When you cringe watching someone else break a social norm, your brain is learning from their mistake without having to make it yourself. When you cringe at your own past behavior, your brain is reinforcing the lesson so you won’t repeat it. This is the same logic behind physical pain: you touch something hot once, and pain teaches you not to do it again. Social pain does the same thing for social behavior. Communities also use this mechanism to regulate each other. People tend to exert social pressure on group members who deviate from norms, partly to avoid the shared embarrassment that comes from association with the behavior. Cringing, in this sense, is a tool for group cohesion.
Why You Cringe at Your Past Self
Cringing at your own old memories serves a slightly different function than cringing at others, and it’s actually a sign of psychological development. When you remember something you said five years ago and physically wince, that discomfort exists because your current self has different social standards than your past self did. The gap between who you were and who you are now is what generates the cringe.
This type of self-directed cringe requires a specific set of cognitive skills: you have to be able to look at your own past behavior through the eyes of others, recognize which social norm was violated, and evaluate how far that behavior falls from your current values. It’s essentially a form of self-appraisal. The fact that it feels so uncomfortable is what makes it effective. Rather than simply forgetting past mistakes, your brain replays them with emotional weight so you’re motivated to behave differently in the future.

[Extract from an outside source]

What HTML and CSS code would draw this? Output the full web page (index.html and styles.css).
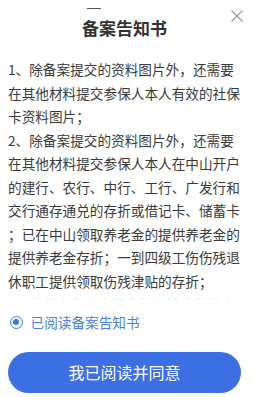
FILE: index.html
```html
<!DOCTYPE html>
<html lang="zh-CN">
<head>
<meta charset="utf-8">
<title>备案告知书</title>
<link rel="stylesheet" href="styles.css">
</head>
<body>
<div class="sheet">
  <header class="head">
    <div class="grip"></div>
    <h1 class="title">备案告知书</h1>
    <button class="close" aria-label="关闭">
      <svg width="12" height="12" viewBox="0 0 12 12"><path d="M0.5 0.5 L11.5 11.5 M11.5 0.5 L0.5 11.5" stroke="#9a9a9a" stroke-width="1.2" fill="none"/></svg>
    </button>
  </header>
  <div class="content">
    <p class="para">1、除备案提交的资料图片外，还需要<br>在其他材料提交参保人本人有效的社保<br>卡资料图片；</p>
    <p class="para">2、除备案提交的资料图片外，还需要<br>在其他材料提交参保人本人在中山开户<br>的建行、农行、中行、工行、广发行和<br>交行通存通兑的存折或借记卡、储蓄卡<br>；已在中山领取养老金的提供养老金的<br>提供养老金存折；一到四级工伤伤残退<br>休职工提供领取伤残津贴的存折；</p>
    <p class="para">3、参保人在中山开户的存折或借记卡<br>需提供本人身份证明材料；</p>
  </div>
  <label class="agree">
    <span class="radio"><span class="dot"></span></span>
    <span class="agree-text">已阅读备案告知书</span>
  </label>
  <button class="confirm">我已阅读并同意</button>
</div>
</body>
</html>
```
FILE: styles.css
```css
* { box-sizing: border-box; }
html, body {
  margin: 0;
  padding: 0;
  background: #ffffff;
}
body {
  font-family: "Noto Sans CJK SC", "Noto Sans", sans-serif;
  color: #333333;
  width: 254px;
  height: 397px;
  overflow: hidden;
}
.sheet {
  padding: 0 13px 0 8px;
}
.head {
  position: relative;
  padding-top: 7.5px;
  height: 58px;
}
.grip {
  width: 14px;
  height: 1.5px;
  background: #555555;
  margin-left: 79px;
}
.title {
  margin: 8px 0 0;
  font-size: 17px;
  line-height: 21px;
  font-weight: 700;
  text-align: center;
  color: #333333;
}
.close {
  position: absolute;
  top: 8.5px;
  right: -3px;
  width: 14px;
  height: 14px;
  padding: 1px;
  border: 0;
  background: transparent;
  display: flex;
  align-items: center;
  justify-content: center;
}
.content {
  position: relative;
  height: 242px;
  overflow: hidden;
  font-size: 13.65px;
  line-height: 23.5px;
  color: #3a3a3a;
  white-space: nowrap;
}
.content::after {
  content: "";
  position: absolute;
  left: 0;
  right: 0;
  bottom: 0;
  height: 4px;
  background: linear-gradient(rgba(255,255,255,0.4), #ffffff);
}
.para {
  margin: 0;
}
.agree {
  display: flex;
  align-items: center;
  gap: 8px;
  margin-top: 12px;
  padding-left: 1.5px;
  height: 20px;
}
.radio {
  width: 13px;
  height: 13px;
  border: 1.8px solid #3a78e8;
  border-radius: 50%;
  display: flex;
  align-items: center;
  justify-content: center;
  flex: none;
}
.dot {
  width: 6px;
  height: 6px;
  border-radius: 50%;
  background: #3a78e8;
}
.agree-text {
  font-size: 13.65px;
  line-height: 20px;
  color: #4a7fe0;
}
.confirm {
  display: block;
  width: 233px;
  height: 41px;
  margin-top: 20px;
  border: 0;
  border-radius: 21px;
  background: #3b6fe2;
  color: #ffffff;
  font-family: "Noto Sans CJK SC", "Noto Sans", sans-serif;
  font-size: 16px;
  line-height: 41px;
  text-align: center;
  padding: 0;
}
```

Psychologist Tara Quinn-Cirillo suggests that rather than trying to suppress these cringy memories, there’s value in recognizing that past experiences play a crucial role in shaping who you become. The cringe you feel about a memory from high school is evidence that you’ve grown since then. Asking yourself what you learned from the moment, and how it changed your behavior going forward, can reframe the discomfort as something productive rather than purely painful.